Religion als Opium für das Volk – Sigmund Freud nimmt den Gedanken auf: «Das Leben, wie es uns auferlegt ist, ist zu schwer für uns, es bringt uns zu viel Schmerzen, Enttäuschungen, unlösbare Aufgaben. Um es zu ertragen, können wir Linderungsmittel nicht entbehren. (Es geht nicht ohne Hilfskonstruktionen, hat uns Theodor Fontane gesagt.) Solcher Mittel gibt es vielleicht dreierlei: mächtige Ablenkungen, die uns unser Elend geringschätzen lassen, Ersatzbefriedigungen, die es verringern, Rauschstoffe, die uns für dasselbe unempfindlich machen. Irgend etwas dieser Art ist unerlässlich. Auf die Ablenkungen zielt Voltaire, wenn er seinen ‹Candide› in den Rat ausklingen lässt, seinen Garten zu bearbeiten; solch eine Ablenkung ist auch die wissenschaftliche Tätigkeit.

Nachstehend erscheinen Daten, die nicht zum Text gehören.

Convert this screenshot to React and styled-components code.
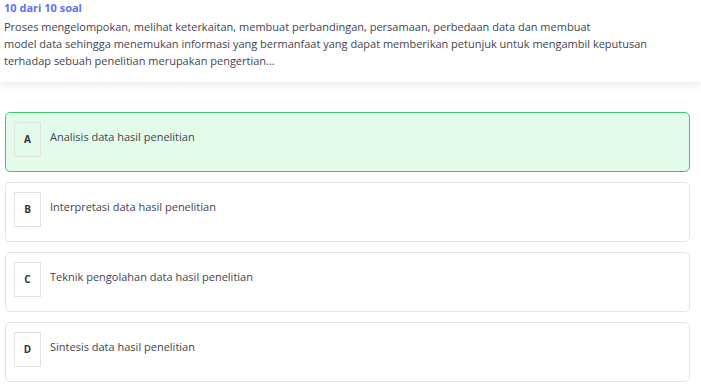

Die Ersatzbefriedigungen, wie die Kunst sie bietet, sind gegen die Realität Illusionen, darum nicht minder psychisch wirksam dank der Rolle, die die Phantasie im Seelenleben behauptet hat. Die Rauschmittel beeinflussen unser Körperliches, ändern seinen Chemismus. Es ist nicht einfach, die Stellung der Religion innerhalb dieser Reihe anzugeben. Wir werden weiter ausholen müssen …»

 

Die Stellung der Religion und die Vielfalt der Formen, zu denen die Menschen greifen, um sich mit dem Leben zu arrangieren, bringt das Reisen vor Augen. Durch die Ortsveränderung lernen wir, «eine Sache neu anzusehen, nicht durch das Medium der Mode, oder mit Rücksicht auf unser Modesystem». Damit wird der Geist erweitert. Voraussetzung ist allerdings, wie Nicolas Bouvier zeigt, dass wir in der Fremde zum Fremden kommen. Das wird heute immer schwieriger. Dazu bemerkte der hellsichtige Lichtenberg um 1775: «Wenn es einmal in der Welt keine Wilden und keine Barbaren mehr gibt, so ist es um uns geschehen.»

 

Solche Gedanken löst das Gespräch in den «Plans Fixes» kaum aus. Denn an Gedanken ist der Interviewer Bertil Galland nicht interessiert. Aus diesem Grund bringt er jedesmal ein neues Thema auf, wenn Nicolas Bouvier in Fahrt gerät und mit seiner Rede auf etwas zuzulaufen beginnt. Jetzt – jetzt – käme das Neue. Aber Galland will, dass über Altbekanntes gesprochen wird. Naiv wie ein Inspektor am Schulexamen tippt er trocken die Themen an, die in Bouviers Büchern stehen: «Und jetzt erzähl uns doch noch, wie es in Ceylon war! Und wie in Los Angeles! Und, und, und ...» 

 

So zeigt der Film am Ende bloss, wie Nicolas Bouvier war, nicht aber, wer er war. Man begegnet, zwei Jahre vor seinem Krebstod, einem unabhängigen, klaren Geist mit überragendem Sinn fürs Wesentliche und gesegnet mit der Gabe des Humors und der Beredsamkeit. Wer mehr von ihm erfahren möchte, muss zu seinen Büchern greifen. Sie finden sich in allen grossen Sprachen.